- _Your instructions_
All the data should be repeated exactly. Any image in it is left out.

- _Given data_
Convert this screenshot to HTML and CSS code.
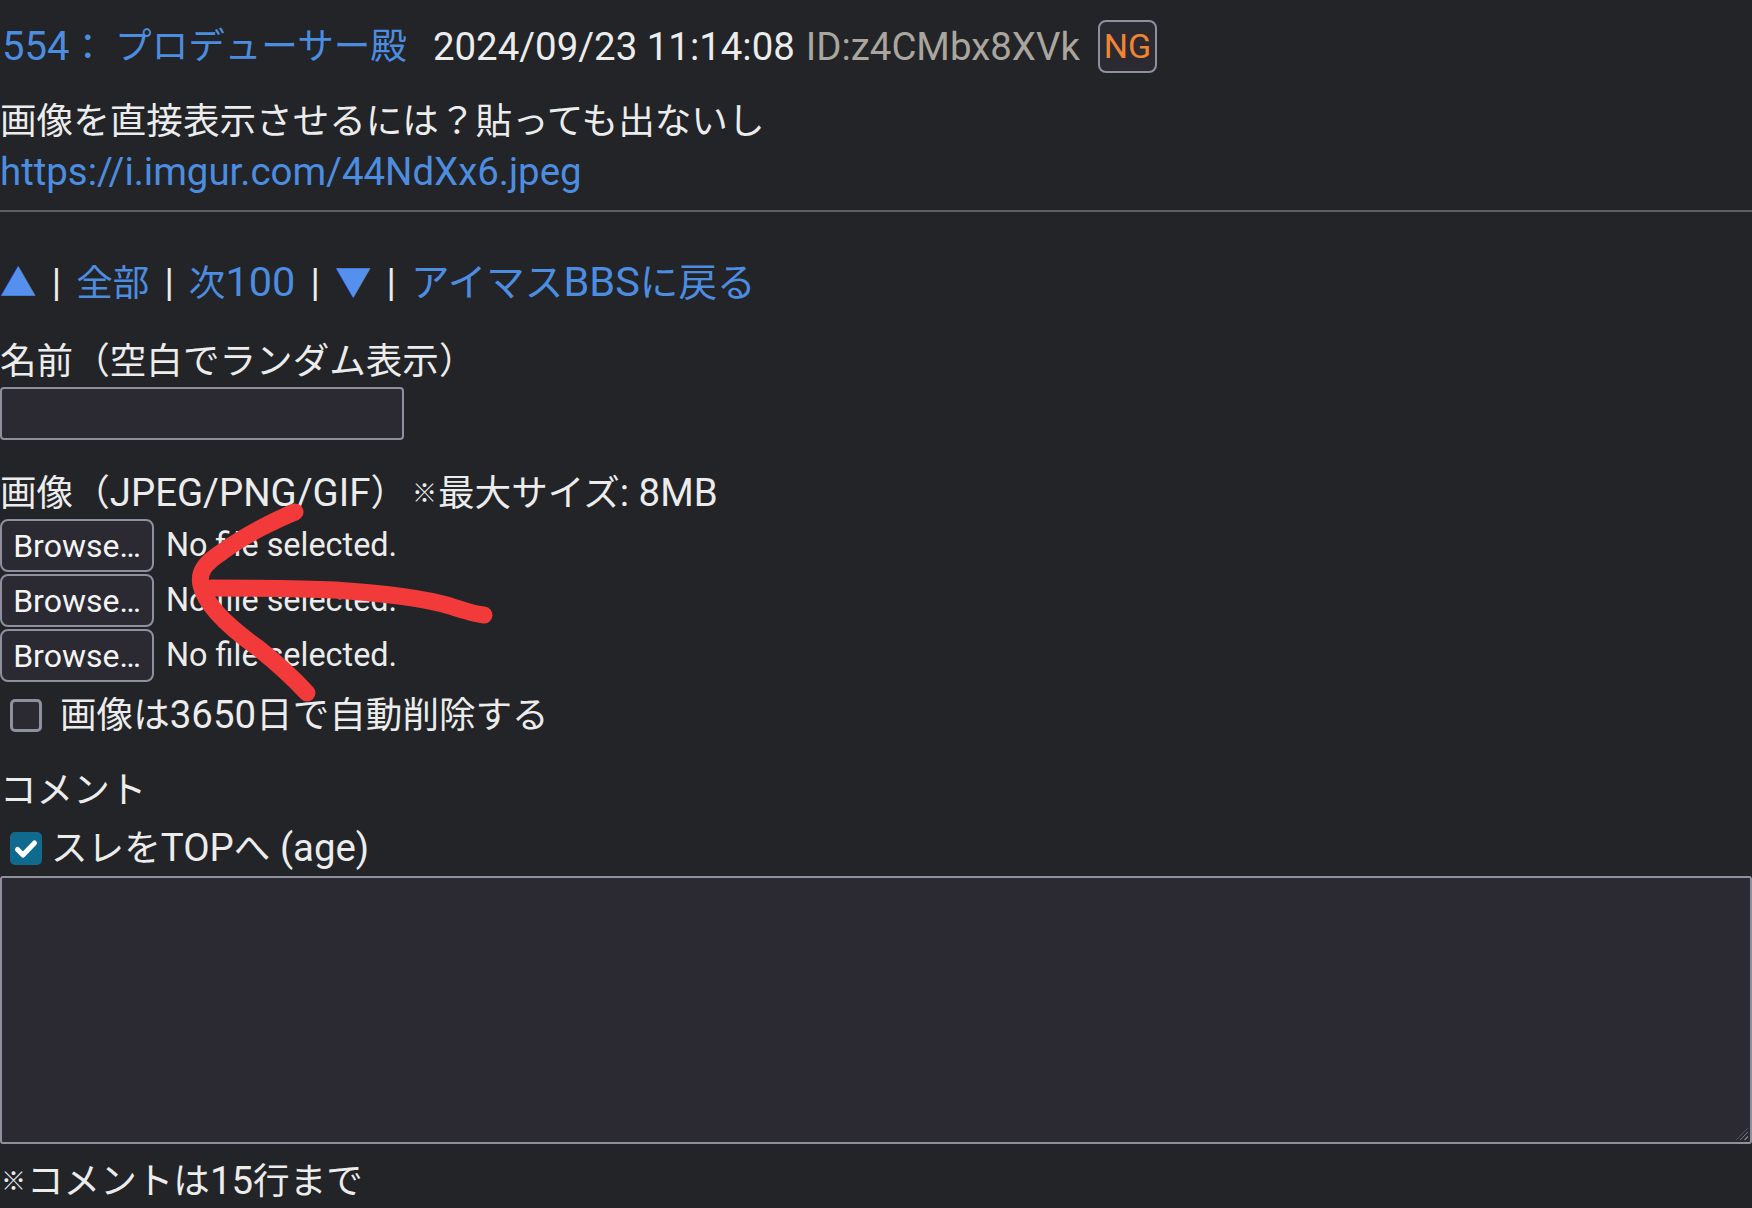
FILE: index.html
```html
<!DOCTYPE html>
<html lang="ja">

<head>
	<meta charset="UTF-8">
	<meta name="viewport" content="width=device-width, initial-scale=1.0">
	<title>アイマスBBS</title>
	<link rel="stylesheet" href="styles.css">
</head>

<body>

	<div class="post">
		<div class="post-head">
			<a class="num" href="#"><span class="en">554</span>：</a>
			<a class="name" href="#">プロデューサー殿</a>
			<span class="date en">2024/09/23 11:14:08</span>
			<span class="uid en">ID:z4CMbx8XVk</span>
			<span class="ng">NG</span>
		</div>
		<div class="post-body">
			画像を直接表示させるには？貼っても出ないし<br>
			<a class="en" href="#">https://i.imgur.com/44NdXx6.jpeg</a>
		</div>
	</div>

	<hr class="rule">

	<nav class="pager">
		<a class="tri" href="#">▲</a> <span class="sep en">|</span>
		<a href="#">全部</a> <span class="sep en">|</span>
		<a href="#">次<span class="en">100</span></a> <span class="sep en">|</span>
		<a class="tri" href="#">▼</a> <span class="sep en">|</span>
		<a class="back" href="#">アイマス<span class="en">BBS</span>に戻る</a>
	</nav>

	<form class="reply">
		<div class="label name-label">名前（空白でランダム表示）</div>
		<div class="textbox"></div>

		<div class="label img-label">画像（<span class="en">JPEG/PNG/GIF</span>）<span class="kome">※</span>最大サイズ<span class="en">: 8MB</span></div>
		<div class="files">
			<div class="file"><button type="button" class="browse">Browse…</button><span>No file selected.</span></div>
			<div class="file"><button type="button" class="browse">Browse…</button><span>No file selected.</span></div>
			<div class="file"><button type="button" class="browse">Browse…</button><span>No file selected.</span></div>
		</div>

		<label class="check autodel">
			<span class="box"></span>
			<span>画像は<span class="en">3650</span>日で自動削除する</span>
		</label>

		<div class="label comment-label">コメント</div>
		<label class="check age">
			<span class="box checked">
				<svg viewBox="0 0 28 28" width="28" height="28"><path d="M5.5 14.5l5.5 5.5 11.5-12" fill="none" stroke="#fff" stroke-width="5" stroke-linecap="round" stroke-linejoin="round"/></svg>
			</span>
			<span>スレを<span class="en">TOP</span>へ<span class="en"> (age)</span></span>
		</label>
		<div class="comment-box">
			<span class="grip"></span>
		</div>
		<div class="note"><span class="kome">※</span>コメントは<span class="en">15</span>行まで</div>
	</form>

	<!-- hand drawn red arrow over the screenshot -->
	<svg class="scribble" width="1752" height="1208" viewBox="0 0 1752 1208">
		<path d="M295 512 C275 520 245 535 222 552 C205 563 198 572 201 585 C205 605 230 628 258 648 C278 664 295 680 307 693" fill="none" stroke="#f23a3a" stroke-width="17" stroke-linecap="round" stroke-linejoin="round"/>
		<path d="M212 588 C260 588 300 588 335 590 C380 593 420 597 450 606 C465 611 475 614 484 615" fill="none" stroke="#f23a3a" stroke-width="17" stroke-linecap="round" stroke-linejoin="round"/>
	</svg>

</body>

</html>
```

FILE: styles.css
```css
body {
	margin: 0;
	padding: 20px 0 0 0;
	background-color: #222428;
	color: #ececec;
	font-family: Roboto, "Noto Sans CJK JP", sans-serif;
	font-size: 36.6px;
	line-height: 51px;
	overflow: hidden;
	height: 1188px;
	position: relative;
}

a {
	color: #4d8de0;
	text-decoration: none;
}

/* latin runs render a bit larger than the kana/kanji,
   line-height 0 keeps them from stretching the line box */
.en {
	font-size: 38.4px;
	line-height: 0;
}

.kome {
	font-size: 25px;
	line-height: 0;
	vertical-align: 4px;
	margin: 0 1px;
}

.img-label .kome {
	margin-left: 5px;
}

.post-head {
	display: flex;
	align-items: center;
	height: 53px;
	padding-left: 2px;
	white-space: nowrap;
}

.post-head .en {
	line-height: 51px;
}

.post-head .num .en {
	font-size: 40px;
}

.post-head .num {
	margin-right: 9px;
}

.post-head .date {
	margin-left: 26px;
}

.post-head .uid {
	margin-left: 11px;
	color: #aaa69d;
}

.ng {
	margin-left: 18px;
	height: 53px;
	width: 59px;
	box-sizing: border-box;
	border: 2px solid #8f8f9d;
	border-radius: 8px;
	background-color: #2b2a33;
	color: #f08532;
	font-size: 34px;
	display: flex;
	align-items: center;
	justify-content: center;
}

.post-body {
	margin-top: 23px;
}

.rule {
	margin: 12px 0 0 0;
	border: none;
	height: 2px;
	background-color: #5f6064;
}

.pager {
	margin-top: 46px;
	white-space: nowrap;
}

.pager .en {
	font-size: 41.5px;
}

.pager .sep {
	font-size: 38.4px;
	margin: 0 6px;
}

.pager .tri {
	color: #5590ee;
}

.pager .back {
	font-size: 38.6px;
	line-height: 0;
}

.label {
	white-space: nowrap;
}

.name-label {
	margin-top: 27px;
}

.textbox {
	width: 404px;
	height: 53px;
	box-sizing: border-box;
	border: 2px solid #8f8f9d;
	border-radius: 4px;
	background-color: #2b2a33;
}

.img-label {
	margin-top: 28px;
}

.files {
	display: flex;
	flex-direction: column;
	gap: 2px;
}

.file {
	display: flex;
	align-items: center;
	gap: 12px;
	height: 53px;
	font-size: 32.4px;
}

.browse {
	height: 53px;
	width: 154px;
	box-sizing: border-box;
	border: 2px solid #8f8f9d;
	border-radius: 8px;
	background-color: #2b2a33;
	color: #f4f4f4;
	font-family: Roboto, sans-serif;
	font-size: 32px;
	padding: 0;
}

.check {
	display: flex;
	align-items: center;
	white-space: nowrap;
}

.box {
	box-sizing: border-box;
	display: flex;
	align-items: center;
	justify-content: center;
	flex: none;
}

.autodel {
	margin-top: 8px;
}

.autodel .box {
	width: 32px;
	height: 33px;
	margin: 0 18px 0 10px;
	border: 3px solid #8f8f9d;
	border-radius: 5px;
	background-color: #2b2a33;
}

.comment-label {
	margin-top: 24px;
}

.age {
	margin-top: 7px;
}

.age .box {
	width: 32px;
	height: 33px;
	margin: 0 9px 0 10px;
	border-radius: 5px;
	background-color: #0f6a8e;
}

.age .box svg {
	width: 28px;
	height: 28px;
}

.comment-box {
	position: relative;
	height: 268px;
	box-sizing: border-box;
	border: 2px solid #8f8f9d;
	border-radius: 3px;
	background-color: #2b2a33;
	margin-top: 2px;
}

.grip {
	position: absolute;
	right: 2px;
	bottom: 2px;
	width: 12px;
	height: 12px;
	background: repeating-linear-gradient(135deg, transparent 0 2px, #77777f 2px 3px);
	clip-path: polygon(100% 0, 100% 100%, 0 100%);
}

.note {
	margin-top: 12px;
	white-space: nowrap;
}

.scribble {
	position: absolute;
	left: 0;
	top: 0;
	pointer-events: none;
}
```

- _Exercise answer_
Convert this screenshot to HTML and CSS code.
FILE: index.html
```html
<!DOCTYPE html>
<html lang="ja">

<head>
	<meta charset="UTF-8">
	<meta name="viewport" content="width=device-width, initial-scale=1.0">
	<title>アイマスBBS</title>
	<link rel="stylesheet" href="styles.css">
</head>

<body>

	<div class="post">
		<div class="post-head">
			<a class="num" href="#"><span class="en">554</span>：</a>
			<a class="name" href="#">プロデューサー殿</a>
			<span class="date en">2024/09/23 11:14:08</span>
			<span class="uid en">ID:z4CMbx8XVk</span>
			<span class="ng">NG</span>
		</div>
		<div class="post-body">
			画像を直接表示させるには？貼っても出ないし<br>
			<a class="en" href="#">https://i.imgur.com/44NdXx6.jpeg</a>
		</div>
	</div>

	<hr class="rule">

	<nav class="pager">
		<a class="tri" href="#">▲</a> <span class="sep en">|</span>
		<a href="#">全部</a> <span class="sep en">|</span>
		<a href="#">次<span class="en">100</span></a> <span class="sep en">|</span>
		<a class="tri" href="#">▼</a> <span class="sep en">|</span>
		<a class="back" href="#">アイマス<span class="en">BBS</span>に戻る</a>
	</nav>

	<form class="reply">
		<div class="label name-label">名前（空白でランダム表示）</div>
		<div class="textbox"></div>

		<div class="label img-label">画像（<span class="en">JPEG/PNG/GIF</span>）<span class="kome">※</span>最大サイズ<span class="en">: 8MB</span></div>
		<div class="files">
			<div class="file"><button type="button" class="browse">Browse…</button><span>No file selected.</span></div>
			<div class="file"><button type="button" class="browse">Browse…</button><span>No file selected.</span></div>
			<div class="file"><button type="button" class="browse">Browse…</button><span>No file selected.</span></div>
		</div>

		<label class="check autodel">
			<span class="box"></span>
			<span>画像は<span class="en">3650</span>日で自動削除する</span>
		</label>

		<div class="label comment-label">コメント</div>
		<label class="check age">
			<span class="box checked">
				<svg viewBox="0 0 28 28" width="28" height="28"><path d="M5.5 14.5l5.5 5.5 11.5-12" fill="none" stroke="#fff" stroke-width="5" stroke-linecap="round" stroke-linejoin="round"/></svg>
			</span>
			<span>スレを<span class="en">TOP</span>へ<span class="en"> (age)</span></span>
		</label>
		<div class="comment-box">
			<span class="grip"></span>
		</div>
		<div class="note"><span class="kome">※</span>コメントは<span class="en">15</span>行まで</div>
	</form>

	<!-- hand drawn red arrow over the screenshot -->
	<svg class="scribble" width="1752" height="1208" viewBox="0 0 1752 1208">
		<path d="M295 512 C275 520 245 535 222 552 C205 563 198 572 201 585 C205 605 230 628 258 648 C278 664 295 680 307 693" fill="none" stroke="#f23a3a" stroke-width="17" stroke-linecap="round" stroke-linejoin="round"/>
		<path d="M212 588 C260 588 300 588 335 590 C380 593 420 597 450 606 C465 611 475 614 484 615" fill="none" stroke="#f23a3a" stroke-width="17" stroke-linecap="round" stroke-linejoin="round"/>
	</svg>

</body>

</html>
```

FILE: styles.css
```css
body {
	margin: 0;
	padding: 20px 0 0 0;
	background-color: #222428;
	color: #ececec;
	font-family: Roboto, "Noto Sans CJK JP", sans-serif;
	font-size: 36.6px;
	line-height: 51px;
	overflow: hidden;
	height: 1188px;
	position: relative;
}

a {
	color: #4d8de0;
	text-decoration: none;
}

/* latin runs render a bit larger than the kana/kanji,
   line-height 0 keeps them from stretching the line box */
.en {
	font-size: 38.4px;
	line-height: 0;
}

.kome {
	font-size: 25px;
	line-height: 0;
	vertical-align: 4px;
	margin: 0 1px;
}

.img-label .kome {
	margin-left: 5px;
}

.post-head {
	display: flex;
	align-items: center;
	height: 53px;
	padding-left: 2px;
	white-space: nowrap;
}

.post-head .en {
	line-height: 51px;
}

.post-head .num .en {
	font-size: 40px;
}

.post-head .num {
	margin-right: 9px;
}

.post-head .date {
	margin-left: 26px;
}

.post-head .uid {
	margin-left: 11px;
	color: #aaa69d;
}

.ng {
	margin-left: 18px;
	height: 53px;
	width: 59px;
	box-sizing: border-box;
	border: 2px solid #8f8f9d;
	border-radius: 8px;
	background-color: #2b2a33;
	color: #f08532;
	font-size: 34px;
	display: flex;
	align-items: center;
	justify-content: center;
}

.post-body {
	margin-top: 23px;
}

.rule {
	margin: 12px 0 0 0;
	border: none;
	height: 2px;
	background-color: #5f6064;
}

.pager {
	margin-top: 46px;
	white-space: nowrap;
}

.pager .en {
	font-size: 41.5px;
}

.pager .sep {
	font-size: 38.4px;
	margin: 0 6px;
}

.pager .tri {
	color: #5590ee;
}

.pager .back {
	font-size: 38.6px;
	line-height: 0;
}

.label {
	white-space: nowrap;
}

.name-label {
	margin-top: 27px;
}

.textbox {
	width: 404px;
	height: 53px;
	box-sizing: border-box;
	border: 2px solid #8f8f9d;
	border-radius: 4px;
	background-color: #2b2a33;
}

.img-label {
	margin-top: 28px;
}

.files {
	display: flex;
	flex-direction: column;
	gap: 2px;
}

.file {
	display: flex;
	align-items: center;
	gap: 12px;
	height: 53px;
	font-size: 32.4px;
}

.browse {
	height: 53px;
	width: 154px;
	box-sizing: border-box;
	border: 2px solid #8f8f9d;
	border-radius: 8px;
	background-color: #2b2a33;
	color: #f4f4f4;
	font-family: Roboto, sans-serif;
	font-size: 32px;
	padding: 0;
}

.check {
	display: flex;
	align-items: center;
	white-space: nowrap;
}

.box {
	box-sizing: border-box;
	display: flex;
	align-items: center;
	justify-content: center;
	flex: none;
}

.autodel {
	margin-top: 8px;
}

.autodel .box {
	width: 32px;
	height: 33px;
	margin: 0 18px 0 10px;
	border: 3px solid #8f8f9d;
	border-radius: 5px;
	background-color: #2b2a33;
}

.comment-label {
	margin-top: 24px;
}

.age {
	margin-top: 7px;
}

.age .box {
	width: 32px;
	height: 33px;
	margin: 0 9px 0 10px;
	border-radius: 5px;
	background-color: #0f6a8e;
}

.age .box svg {
	width: 28px;
	height: 28px;
}

.comment-box {
	position: relative;
	height: 268px;
	box-sizing: border-box;
	border: 2px solid #8f8f9d;
	border-radius: 3px;
	background-color: #2b2a33;
	margin-top: 2px;
}

.grip {
	position: absolute;
	right: 2px;
	bottom: 2px;
	width: 12px;
	height: 12px;
	background: repeating-linear-gradient(135deg, transparent 0 2px, #77777f 2px 3px);
	clip-path: polygon(100% 0, 100% 100%, 0 100%);
}

.note {
	margin-top: 12px;
	white-space: nowrap;
}

.scribble {
	position: absolute;
	left: 0;
	top: 0;
	pointer-events: none;
}
```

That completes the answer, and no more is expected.